* **Your task**
Your task is to return, exactly, the run of lines starting at the line holding "The picture is" and ending at the line holding "const days = ['Mon', 'Tue', 'Wed', 'Thu', 'Fri', 'Sat', 'Sun']", both ends included and no other lines.

* **Recorded data**
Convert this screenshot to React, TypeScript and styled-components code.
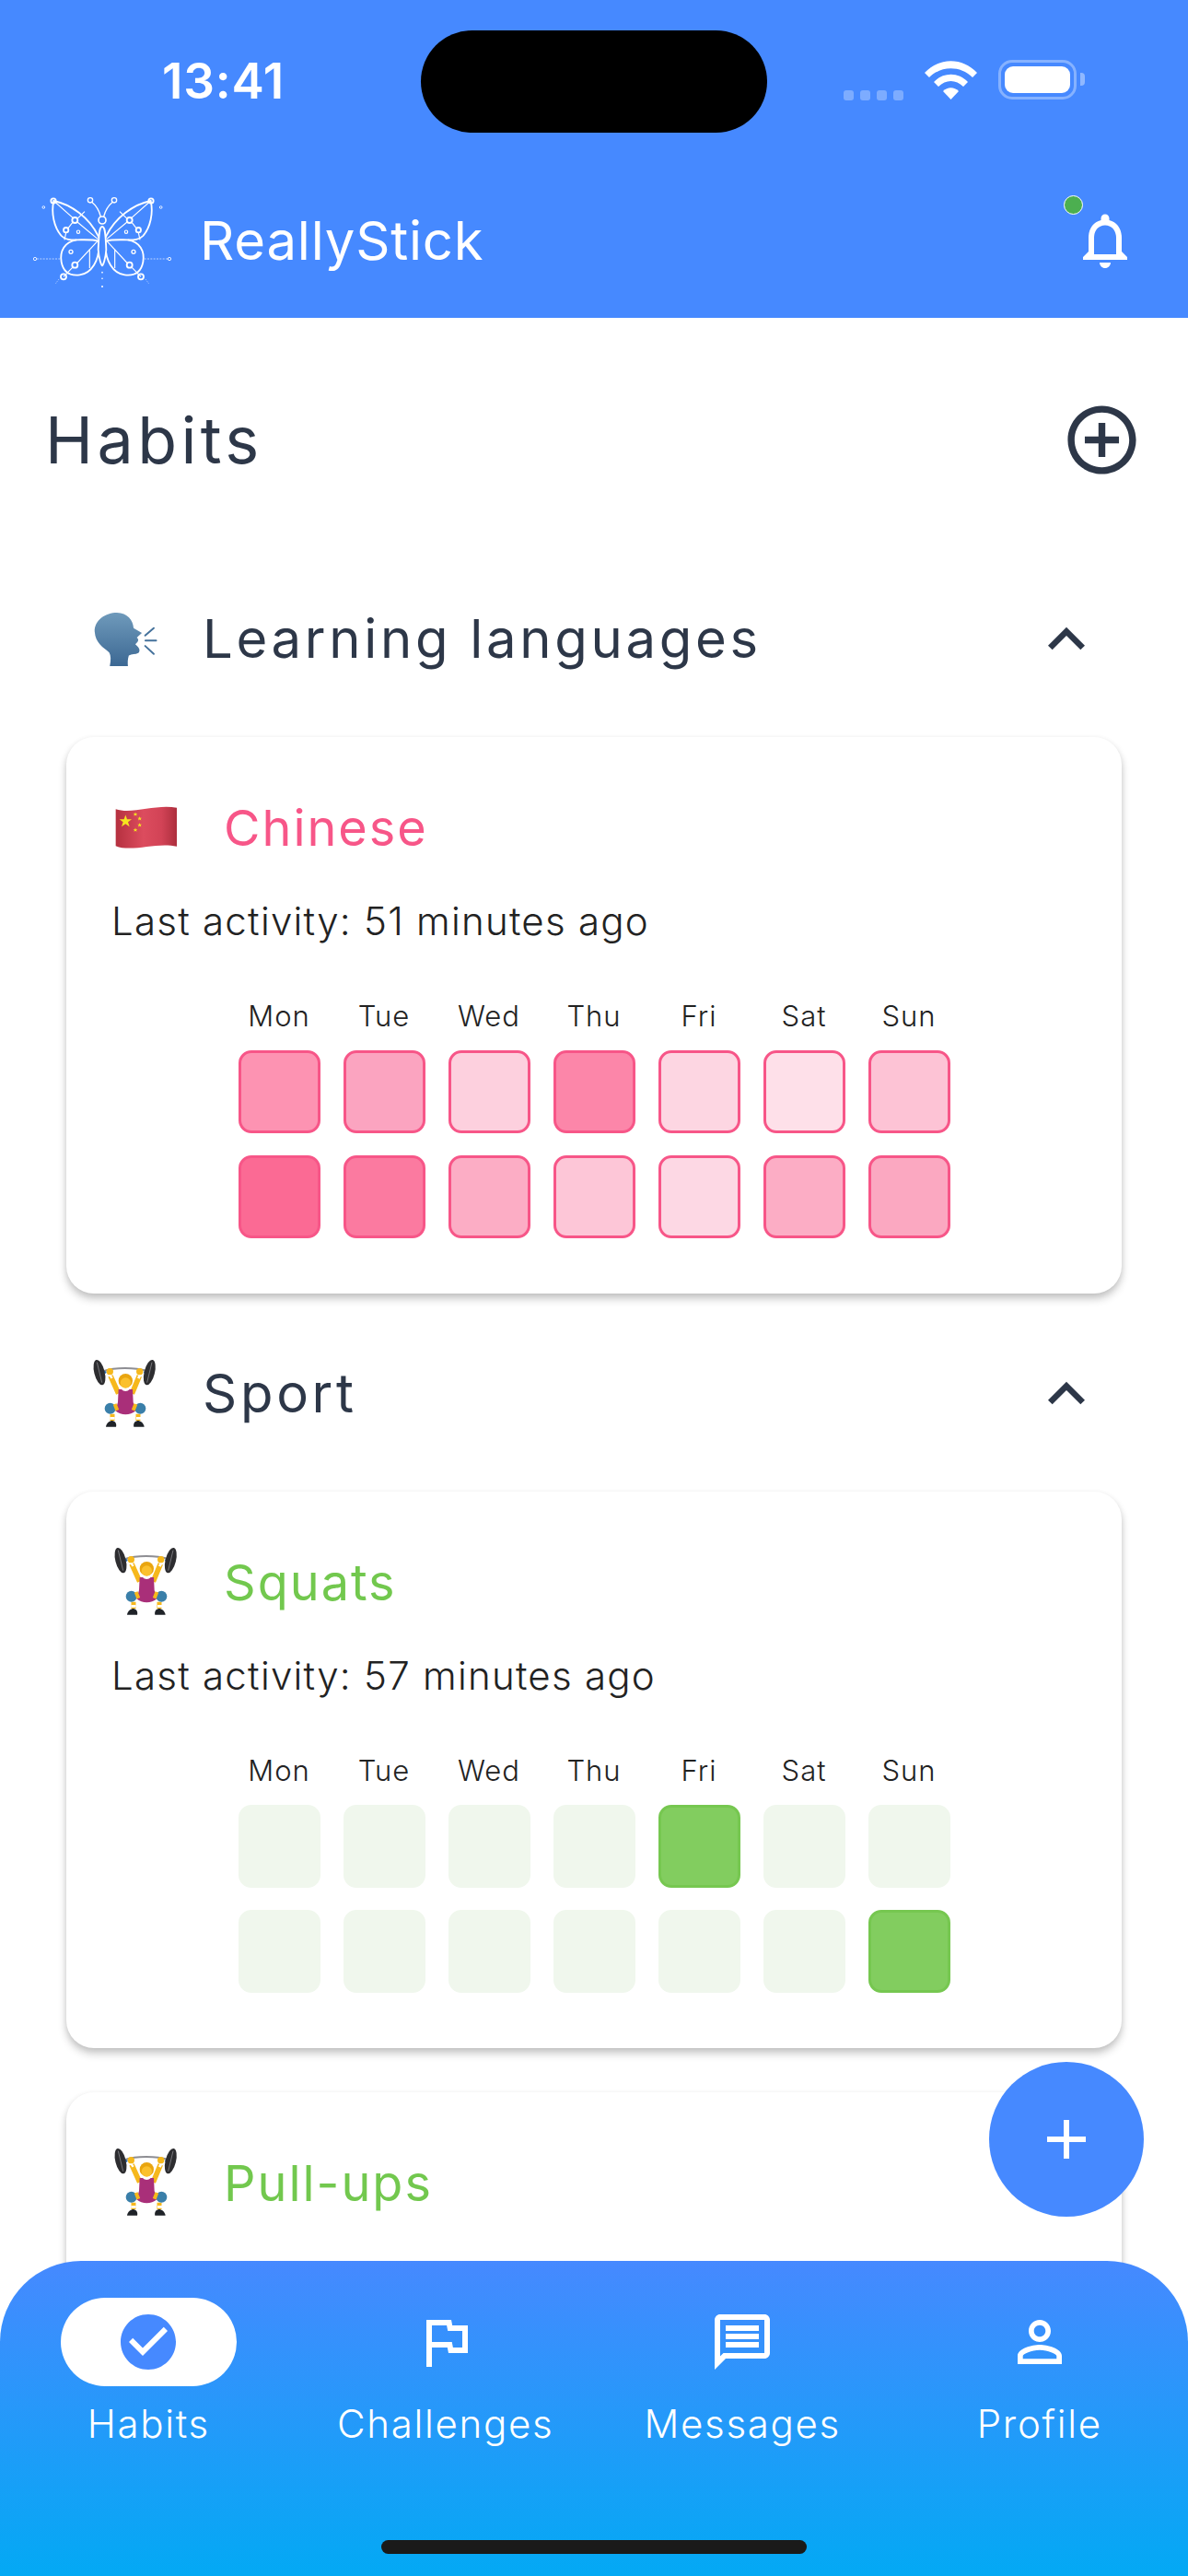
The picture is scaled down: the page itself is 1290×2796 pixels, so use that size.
import React from 'react'
import styled, { createGlobalStyle } from 'styled-components'

const GlobalStyle = createGlobalStyle`
  html, body {
    margin: 0;
    padding: 0;
    background: #fff;
  }
  * {
    box-sizing: border-box;
  }
`

const days = ['Mon', 'Tue', 'Wed', 'Thu', 'Fri', 'Sat', 'Sun']

const pinkCells = [
  '#fd93b2', '#fba4c0', '#fdd0de', '#fc86a9', '#fdd6e2', '#fee0e9', '#fdc3d5',
  '#fb6a94', '#fb7aa0', '#fcadc5', '#fdc6d7', '#fdd8e4', '#fcadc5', '#fba8c1',
]

const paleGreen = '#f0f7ed'
const fullGreen = '#82cd5f'

const squatCells = [
  paleGreen, paleGreen, paleGreen, paleGreen, fullGreen, paleGreen, paleGreen,
  paleGreen, paleGreen, paleGreen, paleGreen, paleGreen, paleGreen, fullGreen,
]

const pullCells = Array(14).fill(paleGreen)

const icons = {
  bell: 'M12 22c1.1 0 2-.9 2-2h-4c0 1.1.89 2 2 2zm6-6v-5c0-3.07-1.64-5.64-4.5-6.32V4c0-.83-.67-1.5-1.5-1.5s-1.5.67-1.5 1.5v.68C7.63 5.36 6 7.92 6 11v5l-2 2v1h16v-1l-2-2zm-2 1H8v-6c0-2.48 1.51-4.5 4-4.5s4 2.02 4 4.5v6z',
  addCircle: 'M13 7h-2v4H7v2h4v4h2v-4h4v-2h-4V7zm-1-5C6.48 2 2 6.48 2 12s4.48 10 10 10 10-4.48 10-10S17.52 2 12 2zm0 18c-4.41 0-8-3.59-8-8s3.59-8 8-8 8 3.59 8 8-3.59 8-8 8z',
  chevron: 'M12 8l-6 6 1.41 1.41L12 10.83l4.59 4.58L18 14z',
  plus: 'M19 13h-6v6h-2v-6H5v-2h6V5h2v6h6v2z',
  check: 'M12 2C6.48 2 2 6.48 2 12s4.48 10 10 10 10-4.48 10-10S17.52 2 12 2zm-2 15-5-5 1.41-1.41L10 14.17l7.59-7.59L19 8l-9 9z',
  flag: 'M12.36 6l.4 2H18v6h-3.36l-.4-2H7V6h5.36M14 4H5v17h2v-7h5.6l.4 2h7V6h-5.6L14 4z',
  message: 'M20 2H4c-1.1 0-1.99.9-1.99 2L2 22l4-4h14c1.1 0 2-.9 2-2V4c0-1.1-.9-2-2-2zm0 14H5.17L4 17.17V4h16v12zM6 12h12v2H6zm0-3h12v2H6zm0-3h12v2H6z',
  person: 'M12 5.9c1.16 0 2.1.94 2.1 2.1s-.94 2.1-2.1 2.1S9.9 9.16 9.9 8s.94-2.1 2.1-2.1m0 9c2.97 0 6.1 1.46 6.1 2.1v1.1H5.9V17c0-.64 3.13-2.1 6.1-2.1M12 4C9.79 4 8 5.79 8 8s1.79 4 4 4 4-1.79 4-4-1.79-4-4-4zm0 9c-2.67 0-8 1.34-8 4v3h16v-3c0-2.66-5.33-4-8-4z',
}

const Icon = ({ d, size, color }: { d: string; size: number; color: string }) => (
  <svg width={size} height={size} viewBox="0 0 24 24" fill={color}>
    <path d={d} />
  </svg>
)

const ButterflyWing = () => (
  <g fill="none" stroke="#fff" strokeWidth="5.5">
    <path d="M262 200C232 135 170 92 115 81C106 120 116 168 140 195C152 208 170 208 190 208C215 208 240 206 262 212" />
    <path d="M190 208C150 214 134 245 140 280C146 312 168 326 200 322C240 317 262 272 262 232" />
    <path d="M115 81L178 137M191 140L216 116M162 170L176 152M192 150L258 205M150 208L155 185" strokeWidth="3.5" />
    <path d="M258 212L190 285M147 328L176 298M232 300V238" strokeWidth="3.5" />
    <path d="M268 132C262 108 248 92 238 84" strokeWidth="4" />
    <circle cx="114" cy="81" r="8" />
    <circle cx="234" cy="79" r="8" strokeWidth="4" />
    <circle cx="184" cy="144" r="9" />
    <circle cx="155" cy="176" r="8" />
    <circle cx="195" cy="182" r="5" strokeWidth="3.5" />
    <circle cx="171" cy="247" r="6" strokeWidth="4" />
    <circle cx="184" cy="290" r="9" />
    <circle cx="147" cy="328" r="9" />
    <circle cx="82" cy="102" r="4" strokeWidth="2.5" />
    <circle cx="54" cy="270" r="5" strokeWidth="2.5" />
    <path d="M60 270H135" strokeWidth="2.5" strokeDasharray="6 4" opacity="0.75" />
    <path d="M132 336L120 352" strokeWidth="2.5" strokeDasharray="3 4" opacity="0.75" />
  </g>
)

const ButterflyLogo = () => (
  <svg width="180" height="140" viewBox="0 0 540 420">
    <ButterflyWing />
    <g transform="translate(546 0) scale(-1 1)">
      <ButterflyWing />
    </g>
    <circle cx="273" cy="144" r="12" fill="none" stroke="#fff" strokeWidth="5" />
    <path d="M273 165C262 165 262 200 260 240C262 270 270 290 273 292C276 290 284 270 286 240C284 200 284 165 273 165Z" fill="#4689ff" stroke="#fff" strokeWidth="5.5" />
    <circle cx="273" cy="314" r="2.5" fill="#fff" />
    <circle cx="273" cy="334" r="2.5" fill="#fff" />
    <circle cx="273" cy="360" r="3" fill="#fff" />
  </svg>
)

const SpeakingHead = () => (
  <svg width="72" height="60" viewBox="115 85 218 186">
    <defs>
      <linearGradient id="headFill" x1="0" y1="0" x2="0" y2="1">
        <stop offset="0" stopColor="#6f9abb" />
        <stop offset="1" stopColor="#3c6893" />
      </linearGradient>
    </defs>
    <path d="M172 268C176 248 176 232 170 222C150 205 124 192 121 152C120 112 158 88 196 88C232 90 250 112 252 140L280 156C272 164 264 170 263 172C270 178 270 184 258 194C272 206 276 216 268 224C258 230 246 226 236 232C232 244 232 256 233 268Z" fill="url(#headFill)" />
    <path d="M291 165L320 140M292 182H328M291 200L320 227" fill="none" stroke="#44719b" strokeWidth="6" strokeLinecap="round" />
  </svg>
)

const ChinaFlag = () => (
  <svg width="68" height="49" viewBox="194 698 204 146">
    <defs>
      <linearGradient id="flagFill" x1="0" y1="0" x2="1" y2="0">
        <stop offset="0" stopColor="#b5303f" />
        <stop offset="0.45" stopColor="#dc4c5e" />
        <stop offset="0.75" stopColor="#d24356" />
        <stop offset="1" stopColor="#ad2e3d" />
      </linearGradient>
    </defs>
    <path d="M196 710C250 728 330 692 395 706V832C330 816 250 852 196 830Z" fill="url(#flagFill)" />
    <path d="M228 729L233 743H248L236 752L241 767L228 758L215 767L220 752L208 743H223Z" fill="#f6e61f" />
    <path d="M260 720L262 725H267L263 728L265 733L260 730L255 733L257 728L253 725H258ZM274 734L276 739H281L277 742L279 747L274 744L269 747L271 742L267 739H272ZM274 755L276 760H281L277 763L279 768L274 765L269 768L271 763L267 760H272ZM260 771L262 776H267L263 779L265 784L260 781L255 784L257 779L253 776H258Z" fill="#f6e61f" />
  </svg>
)

const Weightlifter = () => (
  <svg width="75" height="78" viewBox="20 66 225 234">
    <path d="M65 108C100 96 165 96 205 108" fill="none" stroke="#8e8e93" strokeWidth="6" />
    <path d="M60 108L72 114M195 114L208 108" stroke="#2f6fb5" strokeWidth="7" />
    <ellipse cx="50" cy="113" rx="17" ry="42" transform="rotate(-14 50 113)" fill="#2d2d30" />
    <ellipse cx="213" cy="113" rx="17" ry="42" transform="rotate(14 213 113)" fill="#2d2d30" />
    <path d="M42 80L58 146M221 80L205 146" stroke="#77777c" strokeWidth="3" />
    <path d="M86 124L112 182M180 124L156 182" fill="none" stroke="#f6b81c" strokeWidth="17" />
    <path d="M84 128L90 124M176 124L184 128" stroke="#fff" strokeWidth="14" />
    <circle cx="84" cy="110" r="11" fill="#f6b81c" />
    <circle cx="181" cy="110" r="11" fill="#f6b81c" />
    <circle cx="135" cy="140" r="23" fill="#e9a50f" />
    <circle cx="135" cy="147" r="17" fill="#fbc02d" />
    <path d="M112 168H122C128 176 142 176 148 168H158L160 210L168 238C150 254 120 254 102 238L110 210Z" fill="#a92f79" />
    <path d="M92 248V270M176 248V270" stroke="#f6b81c" strokeWidth="15" />
    <path d="M84 262H100M170 262H186" stroke="#fff" strokeWidth="8" />
    <circle cx="85" cy="230" r="18" fill="#3a7fa9" />
    <circle cx="183" cy="230" r="18" fill="#3a7fa9" />
    <path d="M100 216L108 236M168 216L160 236" stroke="#f6b81c" strokeWidth="12" />
    <path d="M71 290C72 278 84 270 92 270C104 272 106 284 104 290Z" fill="#1f2328" />
    <path d="M162 290C160 284 162 272 174 270C184 270 194 278 196 290Z" fill="#1f2328" />
  </svg>
)

const Page = styled.div`
  position: relative;
  display: flex;
  flex-direction: column;
  width: 1290px;
  height: 2796px;
  overflow: hidden;
  background: #fff;
  font-family: 'Inter', 'Liberation Sans', sans-serif;
`

const TopBar = styled.header`
  flex: none;
  height: 345px;
  background: #4689ff;
  color: #fff;
`

const StatusBar = styled.div`
  display: grid;
  grid-template-columns: 457px 376px 1fr;
  align-items: center;
  height: 177px;
  padding-top: 33px;
  padding-bottom: 33px;
`

const Clock = styled.div`
  padding-left: 176px;
  font-size: 53px;
  font-weight: 600;
  letter-spacing: 0.8px;
  line-height: 1;
`

const Island = styled.div`
  height: 111px;
  border-radius: 56px;
  background: #000;
`

const StatusIcons = styled.div`
  display: flex;
  align-items: flex-end;
  height: 42px;
  margin-top: -4px;
  padding-left: 83px;
`

const SignalDots = styled.div`
  display: flex;
  gap: 7px;
  margin-right: 23px;
  margin-bottom: -1px;
`

const SignalDot = styled.span`
  width: 11px;
  height: 11px;
  border-radius: 3px;
  background: rgba(255, 255, 255, 0.3);
`

const Battery = styled.div`
  position: relative;
  width: 85px;
  height: 43px;
  margin-left: 23px;
  padding: 4px;
  border: 3px solid rgba(255, 255, 255, 0.35);
  border-radius: 15px;

  &::after {
    content: '';
    position: absolute;
    top: 11px;
    right: -12px;
    width: 5px;
    height: 14px;
    border-radius: 0 4px 4px 0;
    background: rgba(255, 255, 255, 0.4);
  }
`

const BatteryFill = styled.div`
  height: 100%;
  border-radius: 9px;
  background: #fff;
`

const AppRow = styled.div`
  display: flex;
  align-items: center;
  justify-content: space-between;
  height: 168px;
  padding: 0 54px 0 20px;
`

const Brand = styled.div`
  display: flex;
  align-items: center;
  gap: 17px;
  font-size: 58px;
  font-weight: 400;
  letter-spacing: 0.8px;
`

const BellWrap = styled.div`
  position: relative;
  width: 72px;
  height: 72px;
`

const GreenDot = styled.span`
  position: absolute;
  top: -13px;
  left: -9px;
  width: 21px;
  height: 21px;
  border: 1px solid #fff;
  border-radius: 50%;
  background: #4caf50;
`

const Content = styled.main`
  flex: 1;
  min-height: 0;
  overflow: hidden;
  padding: 0 72px;
`

const TitleRow = styled.div`
  display: flex;
  align-items: center;
  justify-content: space-between;
  height: 264px;
  margin: 0 -23px 25px -23px;
`

const PageTitle = styled.h1`
  margin: 0;
  color: #2d3748;
  font-size: 70px;
  font-weight: 400;
  letter-spacing: 4.4px;
`

const SectionHead = styled.div`
  display: flex;
  align-items: center;
  height: 120px;
  margin-bottom: 46px;
  padding-left: 26px;
`

const EmojiSlot = styled.div`
  display: flex;
  align-items: center;
  justify-content: center;
  width: 75px;
  flex: none;
`

const SectionTitle = styled.h2`
  flex: 1;
  margin: -2px 0 0 47px;
  color: #2d3748;
  font-size: 58px;
  font-weight: 400;
  letter-spacing: 3.7px;
`

const Chevron = styled.div`
  display: flex;
  margin-right: 20px;
`

const Section = styled.section`
  margin-bottom: 49px;
`

const Card = styled.article`
  height: 604px;
  margin-bottom: 48px;
  padding: 60px 49px 0;
  border-radius: 30px;
  background: #fff;
  box-shadow: 0 6px 10px rgba(0, 0, 0, 0.2), 0 2px 6px rgba(0, 0, 0, 0.08);
`

const CardHead = styled.div`
  display: flex;
  align-items: center;
  height: 76px;
`

const CardTitle = styled.h3<{ $color: string }>`
  margin: 0 0 0 47px;
  color: ${(p) => p.$color};
  font-size: 54px;
  font-weight: 400;
  letter-spacing: 2px;
`

const LastActivity = styled.p`
  margin: 39px 0 0;
  color: #222;
  font-size: 42px;
  font-weight: 300;
  letter-spacing: 1.25px;
  line-height: 50px;
`

const WeekGrid = styled.div`
  display: grid;
  grid-template-columns: repeat(7, 89px);
  gap: 0 25px;
  justify-content: center;
  margin-top: 60px;
`

const DayLabel = styled.span`
  height: 55px;
  color: #222;
  font-size: 31px;
  font-weight: 300;
  letter-spacing: 1px;
  line-height: 36px;
  text-align: center;
`

const Cell = styled.div<{ $fill: string; $border: string }>`
  height: 90px;
  margin-bottom: 24px;
  border: 3px solid ${(p) => p.$border};
  border-radius: 14px;
  background: ${(p) => p.$fill};
`

const Fab = styled.button`
  position: absolute;
  top: 2238px;
  left: 1074px;
  display: flex;
  align-items: center;
  justify-content: center;
  width: 168px;
  height: 168px;
  padding: 0;
  border: 0;
  border-radius: 50%;
  background: #4689ff;
`

const BottomNav = styled.nav`
  position: absolute;
  left: 0;
  right: 0;
  bottom: 0;
  height: 342px;
  padding-top: 40px;
  border-radius: 88px 88px 0 0;
  background: linear-gradient(180deg, #4689ff 0%, #03a9f4 100%);
`

const NavRow = styled.div`
  display: grid;
  grid-template-columns: repeat(4, 1fr);
`

const NavItem = styled.div`
  display: flex;
  flex-direction: column;
  align-items: center;
  color: #fff;
  font-size: 42px;
  font-weight: 300;
  letter-spacing: 1.7px;
`

const NavIconBox = styled.div<{ $active?: boolean }>`
  display: flex;
  align-items: center;
  justify-content: center;
  width: 191px;
  height: 96px;
  margin-bottom: 15px;
  border-radius: 48px;
  background: ${(p) => (p.$active ? '#fff' : 'transparent')};
`

const HomeIndicator = styled.div`
  position: absolute;
  left: 414px;
  bottom: 24px;
  width: 462px;
  height: 15px;
  border-radius: 8px;
  background: #1a1a1a;
`

type HabitProps = {
  emoji: React.ReactNode
  title: string
  color: string
  activity: string
  cells: string[]
  borderFor: (fill: string) => string
}

const HabitCard = ({ emoji, title, color, activity, cells, borderFor }: HabitProps) => (
  <Card>
    <CardHead>
      <EmojiSlot>{emoji}</EmojiSlot>
      <CardTitle $color={color}>{title}</CardTitle>
    </CardHead>
    <LastActivity>{activity}</LastActivity>
    <WeekGrid>
      {days.map((day) => (
        <DayLabel key={day}>{day}</DayLabel>
      ))}
      {cells.map((fill, i) => (
        <Cell key={i} $fill={fill} $border={borderFor(fill)} />
      ))}
    </WeekGrid>
  </Card>
)

const pinkBorder = () => '#f75688'
const greenBorder = (fill: string) => (fill === fullGreen ? '#76c750' : paleGreen)

const navItems = [
  { label: 'Habits', icon: icons.check, active: true },
  { label: 'Challenges', icon: icons.flag },
  { label: 'Messages', icon: icons.message },
  { label: 'Profile', icon: icons.person },
]

const App = () => {
  return (
    <Page>
      <GlobalStyle />
      <TopBar>
        <StatusBar>
          <Clock>13:41</Clock>
          <Island />
          <StatusIcons>
            <SignalDots>
              <SignalDot />
              <SignalDot />
              <SignalDot />
              <SignalDot />
            </SignalDots>
            <svg width="57" height="42" viewBox="0 0 57 42" fill="#fff">
              <path d="M0 13C16-4 41-4 57 13L52 18C39 5 18 5 5 18Z" />
              <path d="M10 23C20 12 37 12 47 23L42 28C34 20 23 20 15 28Z" />
              <path d="M20 33C25 28 32 28 37 33L28.500 42Z" />
            </svg>
            <Battery>
              <BatteryFill />
            </Battery>
          </StatusIcons>
        </StatusBar>
        <AppRow>
          <Brand>
            <ButterflyLogo />
            ReallyStick
          </Brand>
          <BellWrap>
            <Icon d={icons.bell} size={72} color="#fff" />
            <GreenDot />
          </BellWrap>
        </AppRow>
      </TopBar>

      <Content>
        <TitleRow>
          <PageTitle>Habits</PageTitle>
          <Icon d={icons.addCircle} size={89} color="#2d3748" />
        </TitleRow>

        <Section>
          <SectionHead>
            <EmojiSlot>
              <SpeakingHead />
            </EmojiSlot>
            <SectionTitle>Learning languages</SectionTitle>
            <Chevron>
              <Icon d={icons.chevron} size={80} color="#2d3748" />
            </Chevron>
          </SectionHead>
          <HabitCard
            emoji={<ChinaFlag />}
            title="Chinese"
            color="#f75688"
            activity="Last activity: 51 minutes ago"
            cells={pinkCells}
            borderFor={pinkBorder}
          />
        </Section>

        <Section>
          <SectionHead>
            <EmojiSlot>
              <Weightlifter />
            </EmojiSlot>
            <SectionTitle>Sport</SectionTitle>
            <Chevron>
              <Icon d={icons.chevron} size={80} color="#2d3748" />
            </Chevron>
          </SectionHead>
          <HabitCard
            emoji={<Weightlifter />}
            title="Squats"
            color="#72c84e"
            activity="Last activity: 57 minutes ago"
            cells={squatCells}
            borderFor={greenBorder}
          />
          <HabitCard
            emoji={<Weightlifter />}
            title="Pull-ups"
            color="#72c84e"
            activity="Last activity: 58 minutes ago"
            cells={pullCells}
            borderFor={greenBorder}
          />
        </Section>
      </Content>

      <Fab aria-label="Add">
        <Icon d={icons.plus} size={72} color="#fff" />
      </Fab>

      <BottomNav>
        <NavRow>
          {navItems.map((item) => (
            <NavItem key={item.label}>
              <NavIconBox $active={item.active}>
                <Icon d={item.icon} size={72} color={item.active ? '#4689ff' : '#fff'} />
              </NavIconBox>
              {item.label}
            </NavItem>
          ))}
        </NavRow>
      </BottomNav>
      <HomeIndicator />
    </Page>
  )
}

export default App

* **The solution**
The picture is scaled down: the page itself is 1290×2796 pixels, so use that size.
import React from 'react'
import styled, { createGlobalStyle } from 'styled-components'

const GlobalStyle = createGlobalStyle`
  html, body {
    margin: 0;
    padding: 0;
    background: #fff;
  }
  * {
    box-sizing: border-box;
  }
`

const days = ['Mon', 'Tue', 'Wed', 'Thu', 'Fri', 'Sat', 'Sun']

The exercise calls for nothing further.